Еще через год, в 1877-м, в майском номере журнала Достоевский признавался: «За всё время издания моего “Дневника” я получил и продолжаю получать много писем, подписанных и анонимных, столь для меня лестных и столь одобрявших и поддерживавших меня в труде моем, что, прямо скажу, я никогда не рассчитывал на такое всеобщее сочувствие и никогда не считал себя достойным того. Эти письма я сберегу как драгоценность...»
...Посетив по прибытии в Эмс доктора Орта, Достоевский настойчиво расспрашивал, как быстро будет прогрессировать болезнь в легких. Доктор отвечал, что смерть пока далеко, что можно прожить долго, но слишком дурен петербургский климат, нужны предосторожности. Через две недели всё повторилось. «На вопрос же мой (положительный) — так ли развилась моя болезнь, что мне уже недолго жить? — он даже засмеялся и сказал мне, что я не только 8 лет проживу, но даже 15, — но прибавил: “разумеется, если климат, если не будете простужаться, если не будете всячески злоупотреблять своими силами, и вообще, если не будете нарушать осторожную диету”».
В прогнозе эмсского эскулапа было слишком много «если». В сентябре 1876-го Ф. М. написал брату Андрею: «Наше время пролетело, как мечта. Я знаю, что моя жизнь уже недолговечна, а между тем не только не хочу умирать, но ощущаю себя, напротив, так, как будто бы лишь начинаю жить. Не устал я нисколько, а между тем уже 55 лет, ух! Тебе же желаю, особенно теперь, как можно больше здоровья и долголетия, чтобы любоваться на детей и ласкать внуков. Ничего не может быть лучше в жизни».
Обретение дома. — Восточный вопрос. — «Страна святых чудес». — Книга Данилевского. — Понятие пользы. — Выгоды России. — Мечты о Константинополе. — Нравственное право. — Две родины. — Гамлеты и Карамазовы
Двухэтажный дом в Старой Руссе, с обширным двором, большим садом и огородом, сараями, погребом, русской баней, коровником, конюшней, каретником и прочими угодьями, который уже несколько сезонов снимали на лето Достоевские, после кончины в январе 1876 года А. К. Гриббе был выставлен на продажу его наследницей, покидавшей город и просившей за усадьбу со всей обстановкой, посудой и запасом дров 1100 рублей. По старорусским меркам это было дорого; по меркам столицы — совсем нет («Это мне кажется удивительно дешево в таком городе, как Старая Русса, куда летом съезжается более восьмисот семейств на лечение»17, — писал Андрею Михайловичу и Домнике Ивановне Достоевским их сын Александр), но своих денег на такую покупку в семье в тот момент все равно не было.

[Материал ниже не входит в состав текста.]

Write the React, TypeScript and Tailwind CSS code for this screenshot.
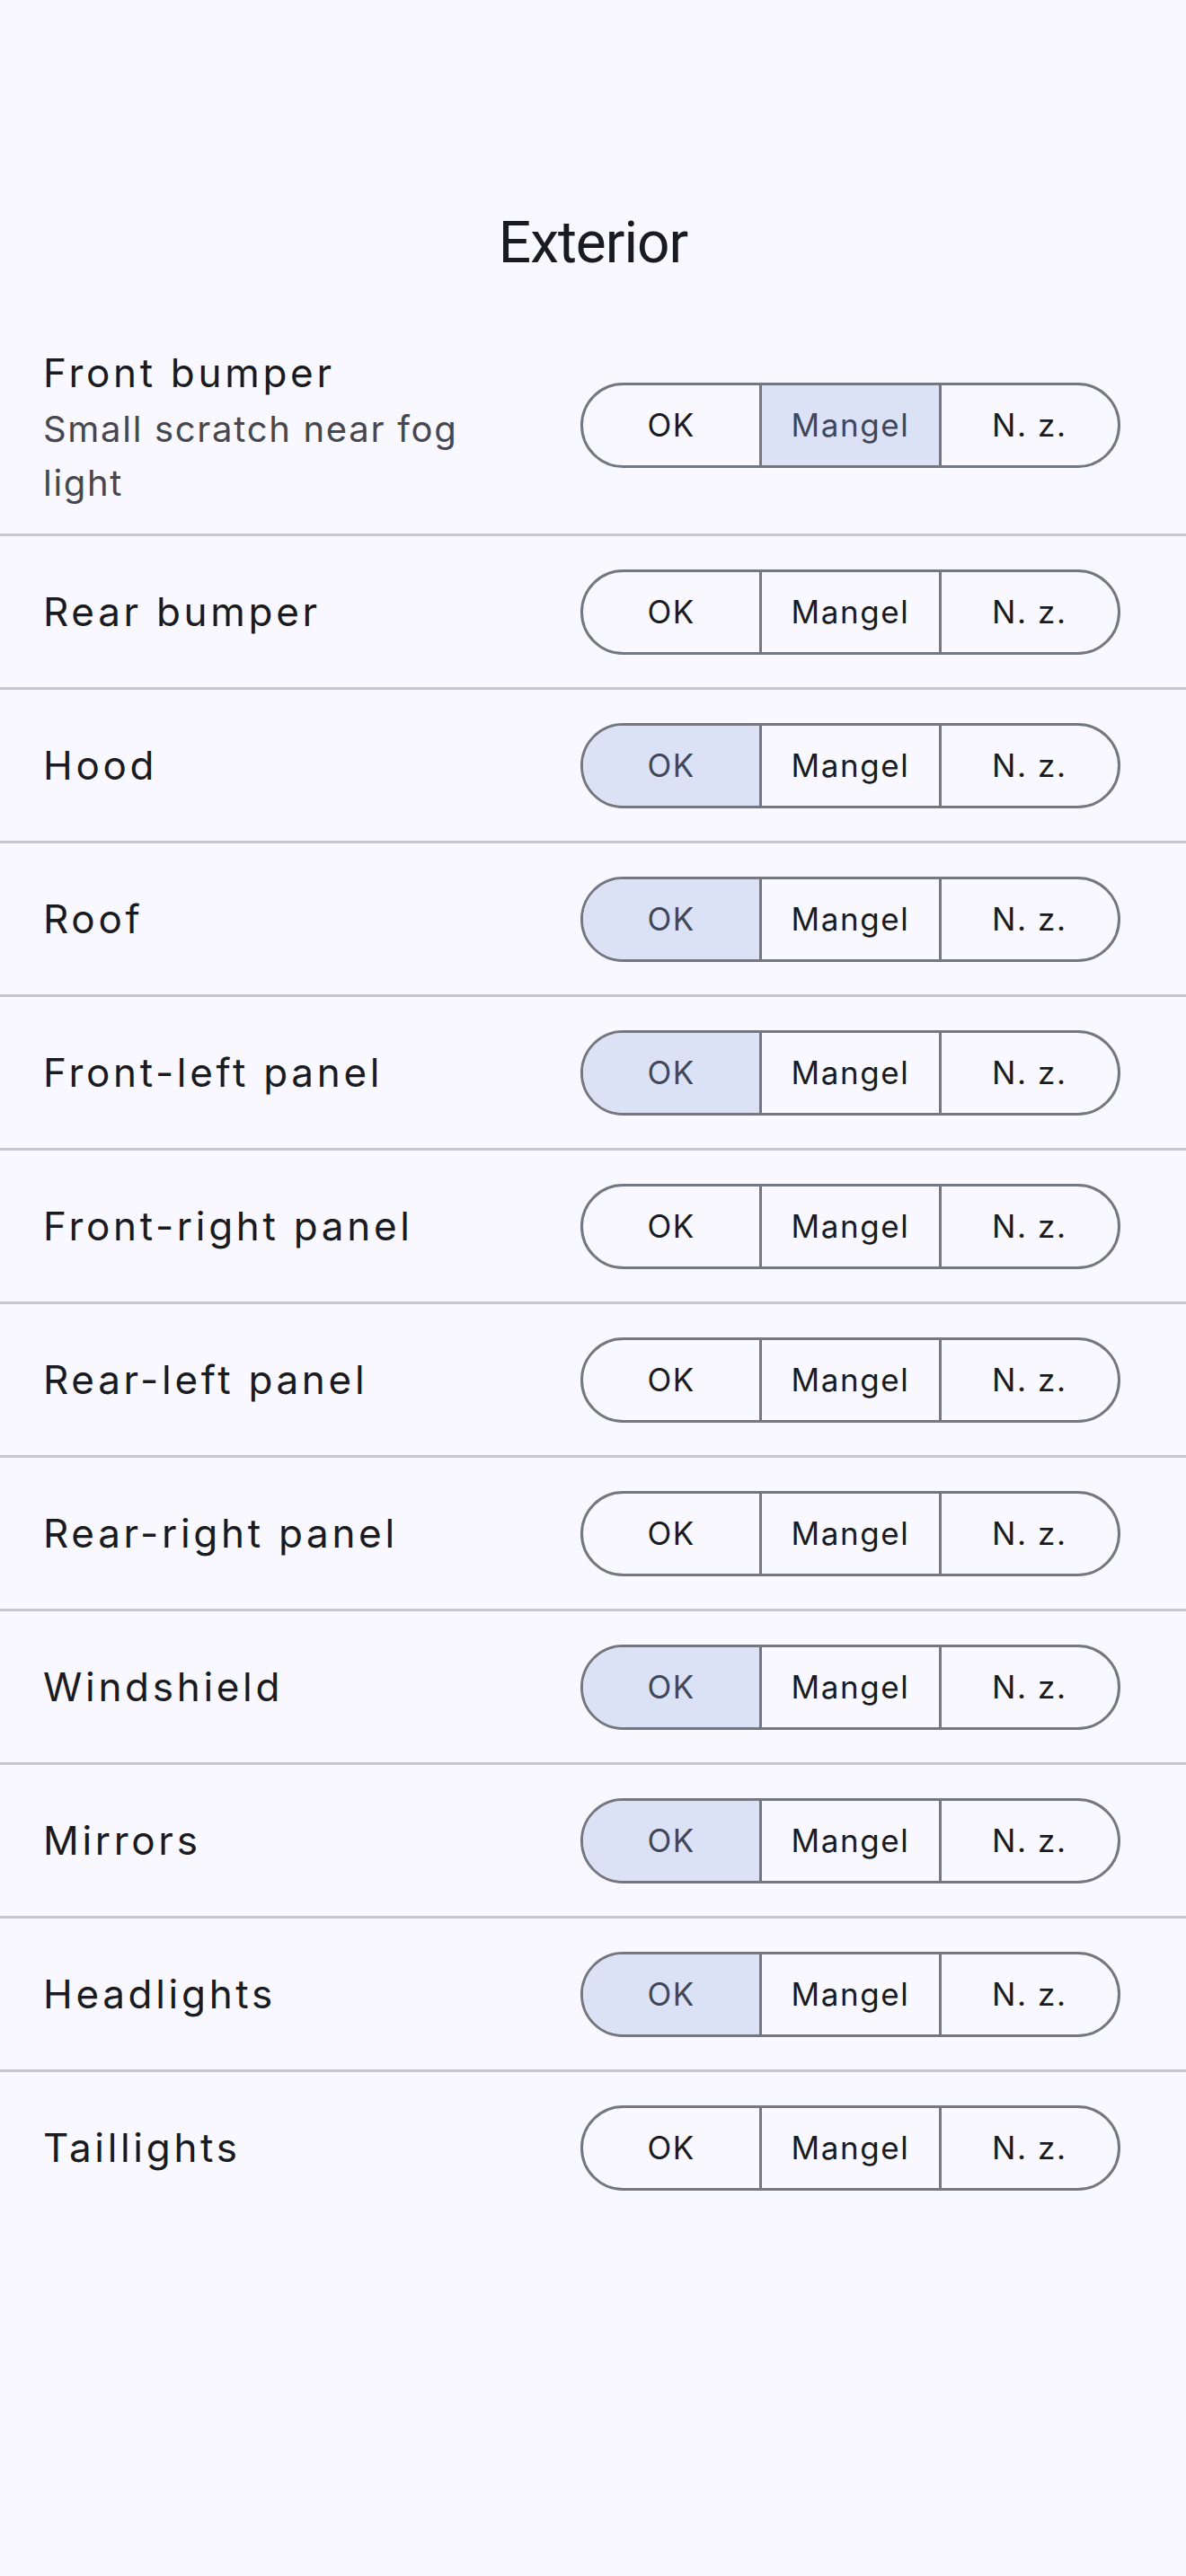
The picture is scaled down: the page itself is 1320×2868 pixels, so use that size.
import { useState } from "react";

type Status = "ok" | "mangel" | "nz" | null;

const initialItems: { name: string; note?: string; status: Status }[] = [
  { name: "Front bumper", note: "Small scratch near fog light", status: "mangel" },
  { name: "Rear bumper", status: null },
  { name: "Hood", status: "ok" },
  { name: "Roof", status: "ok" },
  { name: "Front-left panel", status: "ok" },
  { name: "Front-right panel", status: null },
  { name: "Rear-left panel", status: null },
  { name: "Rear-right panel", status: null },
  { name: "Windshield", status: "ok" },
  { name: "Mirrors", status: "ok" },
  { name: "Headlights", status: "ok" },
  { name: "Taillights", status: null },
];

const segments: { key: Status; label: string }[] = [
  { key: "ok", label: "OK" },
  { key: "mangel", label: "Mangel" },
  { key: "nz", label: "N. z." },
];

const roboto = { fontFamily: 'Roboto, "Noto Sans", "Liberation Sans", sans-serif' };
const inter = { fontFamily: 'Inter, Roboto, "Liberation Sans", sans-serif' };

const Segmented = ({
  value,
  onChange,
}: {
  value: Status;
  onChange: (v: Status) => void;
}) => (
  <div className="flex w-[601px] h-[95px] shrink-0 rounded-full border-[3px] border-[#74777F] overflow-hidden">
    {segments.map((s, i) => {
      const active = value === s.key;
      return (
        <button
          key={s.label}
          onClick={() => onChange(active ? null : s.key)}
          style={inter}
          className={
            "flex-1 flex items-center justify-center text-[35px] tracking-[1.6px] " +
            (i > 0 ? "border-l-[3px] border-[#74777F] " : "") +
            (active ? "bg-[#DCE2F6] text-[#3F4759]" : "bg-transparent text-[#1A1B20]")
          }
        >
          {s.label}
        </button>
      );
    })}
  </div>
);

export default function App() {
  const [items, setItems] = useState(initialItems);

  const setStatus = (index: number, status: Status) => {
    setItems((prev) => prev.map((it, i) => (i === index ? { ...it, status } : it)));
  };

  return (
    <div className="w-full min-h-[2868px] bg-[#F9F8FE]" style={inter}>
      <div className="pt-[229px] pb-[40px]">
        <h1
          className="text-center text-[64px] leading-[84px] tracking-[-1px] text-[#1A1B20]"
          style={roboto}
        >
          Exterior
        </h1>
      </div>

      {items.map((item, index) => (
        <div key={item.name}>
          {index > 0 && <div className="h-[3px] bg-[#C5C6CF]" />}
          {item.note ? (
            <div className="flex items-start h-[241px] pl-[48px] pr-[73px]">
              <div className="flex-1 pt-[32px]">
                <div className="text-[44px] leading-[60px] tracking-[3.7px] text-[#1A1B20]">
                  {item.name}
                </div>
                <div className="mt-[3px] text-[40px] leading-[60px] tracking-[1.7px] text-[#46474F]">
                  {item.note}
                </div>
              </div>
              <div className="self-center ml-[48px]">
                <Segmented value={item.status} onChange={(v) => setStatus(index, v)} />
              </div>
            </div>
          ) : (
            <div className="flex items-center h-[168px] pl-[48px] pr-[73px]">
              <div className="flex-1 text-[44px] leading-[60px] tracking-[3.7px] text-[#1A1B20]">
                {item.name}
              </div>
              <div className="ml-[48px]">
                <Segmented value={item.status} onChange={(v) => setStatus(index, v)} />
              </div>
            </div>
          )}
        </div>
      ))}
    </div>
  );
}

Достоевские тревожились — в чьи руки попадет дом, захочет ли новый хозяин иметь их своими летними постояльцами.
«Этот вопрос был для нас важен, — вспоминала А. Г. Достоевская, — за пять лет житья мы очень полюбили Старую Руссу и оценили ту пользу, которую минеральные воды и грязи принесли нашим деткам. Хотелось бы и впредь пользоваться ими... Мы полюбили и дачу Гриббе, и нам казалось, что трудно будет найти что-нибудь подходящее к ее достоинствам...»
Дом стоял у реки на окраине города; Ф. М. ценил уединенность, тенистый сад, мощеный двор, где можно было прогуливаться в дождливые дни, когда уездный городок утопал в грязи. Комнаты со старинной тяжелой мебелью красного дерева давали покой, тепло и уют; мысль, что здесь родился Алеша, позволяла отцу и матери мальчика считать это место родным кровом.
Предприимчивая и практичная Анна Григорьевна, как всегда, нашла выход из безденежья. «Мне так хотелось не упустить этой дачи, что я просила моего брата, Ивана Григорьевича, купить дом на свое имя, с тем, чтобы перепродать его нам, когда у нас будут деньги. Брат исполнил просьбу и купил дом, а я уже после смерти мужа купила у брата дом на свое имя. Благодаря этой покупке, у нас, по словам мужа, “образовалось свое гнездо”, куда мы с радостью ехали раннею весною, и откуда так не хотелось нам уезжать позднею осенью. Федор Михайлович считал нашу старорусскую дачу местом своего физического и нравственного покоя и, помню, чтение любимых и интересных книг всегда откладывал до приезда в Руссу, где желаемое им уединение сравнительно редко нарушалось праздными посетителями».